Upcoming MySQL Features – Stewart Smith
Stewart’s talk on Upcoming MySQL Features was sort of a roadmap of what one might expect to see in MySQL 5.1 and above – he touched on Falcon, online backup, batched key access, Maria, Proxy, Workbench, and some cluster changes. When he shares his slides, it might be great to link to Worklog items, and Forge pages about these new features and previews (because, believe me, the stuff thats coming in future, is clearly very exciting).
MySQL Indexing Methods – Jonathon Coombes
Sitting in Jonathon Coombes session on MySQL Indexing Methods now – he’s going through covering indexes, the B+-tree index, hash index, full text indexing.
Some select points, that aren’t in the slides (otherwise, the slides themselves are very verbose, and when they make it online, it will provide some great reading material):
- InnoDB uses a B+-tree, and a secondary hash index.
- MyISAM has R-Tree index support, so it can be used quite usefully for GIS applications. MyISAM is not the only engine that supports spatial indexing, but its the only one that uses R-Tree indexes.
- T-Tree index is used in MySQL Cluster
- Touched on the Lucene search engine, with at least about 8 hands going up, as to people using it in production. It does allow live indexing, does proximity searches
- Sphinx, has a high indexing speed, and by default it sits outside the database, however you can set it to be a storage engine as well. Sphinx is distributed, so its similar to the way memcached is architectured. Distributed indexing. Full text fields.
- Bitmap indexes, not available yet, but its something people are waiting for
Bit weird seeing Jonathon now showing off OpenQuery, as opposed to Cybersite!
MySQL Optimisation by Design – Arjen Lentz
Its a training course that Arjen is working on, a one day event. He has no slides, per se, so he’s going to use the whiteboard instead. So this is something you’ve got to hope to get a video of, at least.
If you use MySQL, quite often you stick a database abstraction layer in between. However, you never usually ever port to another database, and the abstraction layer always leaks.
Arjen now walks us thru engines available, by firing up the MySQL monitor, and going through the output of show storage engines;.
Arjen then goes through a demonstration, on how many rows per second you can INSERT. These are 60-byte rows, from data acquisition styled information (IP addresses from a router, web clicks, etc.). Using MyISAM. No indexes. Sustained inserts of about 150,000 rows per second (40 million rows, in about 5 minutes, till his disk got full), on his Mac OS X Leopard laptop (and he can’t max anything out). This demo, is of course, for Arjen’s new gizmo, that’s written using the MySQL C API, that currently is in development. The application makes use of a multi-row insert.

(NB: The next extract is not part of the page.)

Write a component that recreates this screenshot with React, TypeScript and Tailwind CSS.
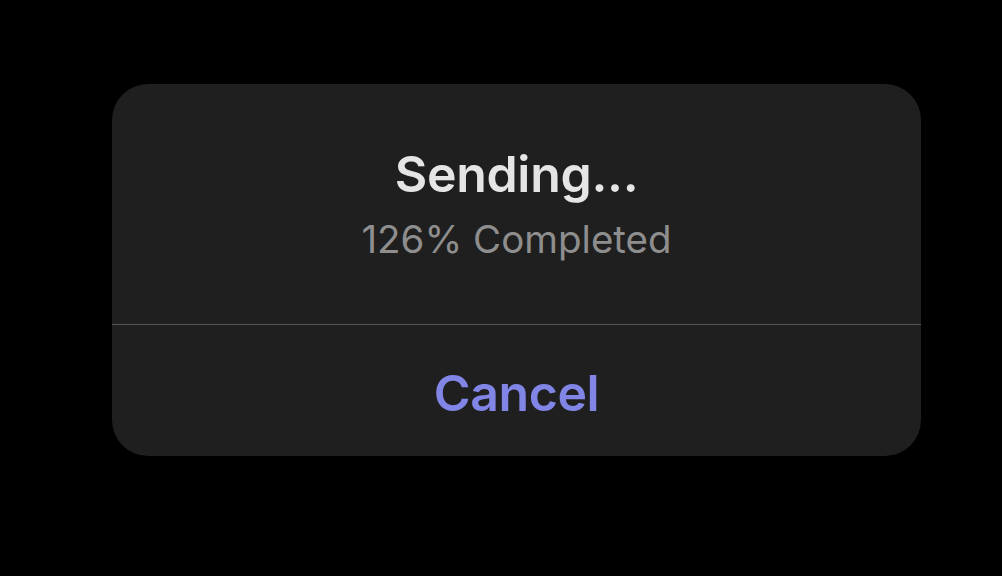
export default function App() {
  return (
    <div className="h-[576px] w-[1002px] bg-black pt-[84px] pl-[112px]" style={{ fontFamily: 'Inter, "Noto Sans", sans-serif' }}>
      <div className="w-[809px] h-[372px] rounded-[36px] bg-[#1f1f1f] flex flex-col overflow-hidden">
        <div className="h-[240px] flex flex-col items-center pt-[60px]">
          <div className="text-[50px] leading-[60px] font-semibold text-[#e5e5e5] tracking-[-0.3px]">Sending...</div>
          <div className="text-[38.5px] leading-[48px] mt-[11px] text-[#8e8e8e]">126% Completed</div>
        </div>
        <div className="h-px bg-[#545454]" />
        <div className="flex-1 flex items-center justify-center pt-[4px]">
          <span className="text-[50px] leading-[60px] font-semibold text-[#8085e6] tracking-[-0.4px]">Cancel</span>
        </div>
      </div>
    </div>
  );
}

Using Blackhole, it holds at about 245,000 rows per second, for INSERTs. So, we’re seeing the slowdown, in really, disk I/O.
Its called lossy, because its allowed to loose some data. If you’re tracking web clicks, does it really make a difference, if you’ve lost some clicks, in the grand scheme of things? Not really. It makes use of UDP, so you’re not opening connections either. So, occasionally, you get a buffer overflow, and occasionally you lose data, but its no big deal, in the grand scheme of things.
Most interestingly, at the tail-end of Arjen’s talk, I see the MySQL Australia account manager (sales), Ralph, walking in. Yes, we have sales in Australia/New Zealand now!